Il confronto tra Sarabanda e Reazione a Catena riporta in primo piano la sfida tra vecchi format e nuovi gusti televisivi. Il suo ritorno non riesce a sfondare, nonostante la forza del brand e l’effetto nostalgia
Il ritorno di Enrico Papi alla guida di Sarabanda era stato annunciato come un evento destinato a scuotere la fascia preserale televisiva. Mediaset puntava sull’effetto nostalgia, riproponendo uno dei programmi cult degli anni Duemila, sperando di replicarne il successo. Il pubblico di allora, però, sembra aver voltato pagina, e i dati d’ascolto lo confermano. Se l’anteprima del programma ha ottenuto un incoraggiante 20,7% di share, il gioco vero e proprio si è assestato su un più modesto 19,3%, segnando un esordio in chiaroscuro. Un risultato non disastroso, ma deludente per un titolo così noto. Soprattutto se confrontato con i numeri di Reazione a Catena, che ha totalizzato il 19,4% nella prima parte e un brillante 24,1% nel segmento centrale. Il traino positivo offerto dalla soap turca La forza di una donna non è bastato a mantenere alto l’interesse. Lasciando intendere che la sola memoria affettiva non basta più a garantire il successo in TV.
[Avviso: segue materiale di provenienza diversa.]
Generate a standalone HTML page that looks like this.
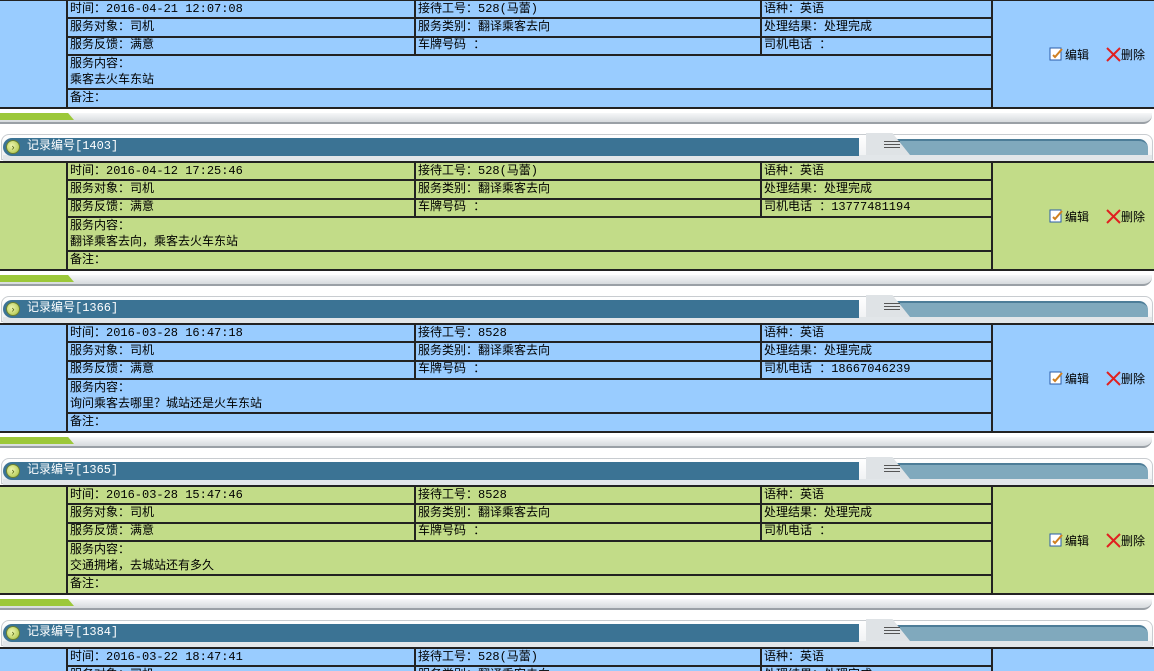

Il pubblico premia Reazione a Catena, niente da fare per Enrico Papi
Il successo di Reazione a Catena, condotto da Pino Insegno, appare come la conferma che oggi il pubblico cerca stabilità e immediatezza. Il programma, ormai una colonna portante dell’estate di Rai 1, riesce a coinvolgere diverse fasce d’età. Il merito è di un meccanismo semplice, intuitivo e familiare. Insegno, volto rassicurante e rodato del piccolo schermo, è riuscito a mantenere viva l’attenzione degli spettatori. Anche, tra l'altro, in un periodo notoriamente difficile come quello estivo. Il dato di ascolto che tocca il 24,1% nella parte conclusiva, dimostra un coinvolgimento costante e crescente lungo la durata della trasmissione. Segno di un format consolidato che continua a funzionare.
Al contrario, Sarabanda paga forse l’eccessiva distanza dal linguaggio e dai ritmi televisivi attuali. Risultando un prodotto datato anche nei contenuti, nonostante il tentativo di aggiornarne la veste grafica e il cast. L’esito del confronto tra i due programmi racconta molto del rapporto tra la TV generalista e i suoi spettatori, sempre più selettivi e meno disposti a seguire revival che non portano reali novità.
Sarabanda e il rischio dei revival: quando la nostalgia non basta
Il caso di Sarabanda riapre il dibattito sul valore e i limiti dei revival televisivi. Negli ultimi anni, diversi format storici sono stati riproposti con alterne fortune: da un lato il successo inaspettato de La Ruota della Fortuna, rilanciata con entusiasmo da Gerry Scotti, dall’altro operazioni meno riuscite che hanno fatto fatica a ritagliarsi uno spazio. Il ritorno di Papi era stato salutato con affetto, ma ha dimostrato che la memoria televisiva non è sufficiente a sostenere uno show. Oggi gli spettatori sono più abituati a dinamiche snelle, linguaggi diretti, format capaci di rinnovarsi continuamente.
Sarabanda, pur con il fascino delle sue storiche sigle e dei tormentoni degli anni passati, è sembrato troppo legato a una TV che non c’è più. Per Mediaset, questo debutto rappresenta un’occasione di riflessione sul modo di ripensare il proprio palinsesto, cercando nuove formule che coniughino tradizione e innovazione senza affidarsi solo alla nostalgia. L’ascolto è la misura più diretta della connessione tra chi fa TV e chi la guarda: in questo caso, il legame non si è riacceso.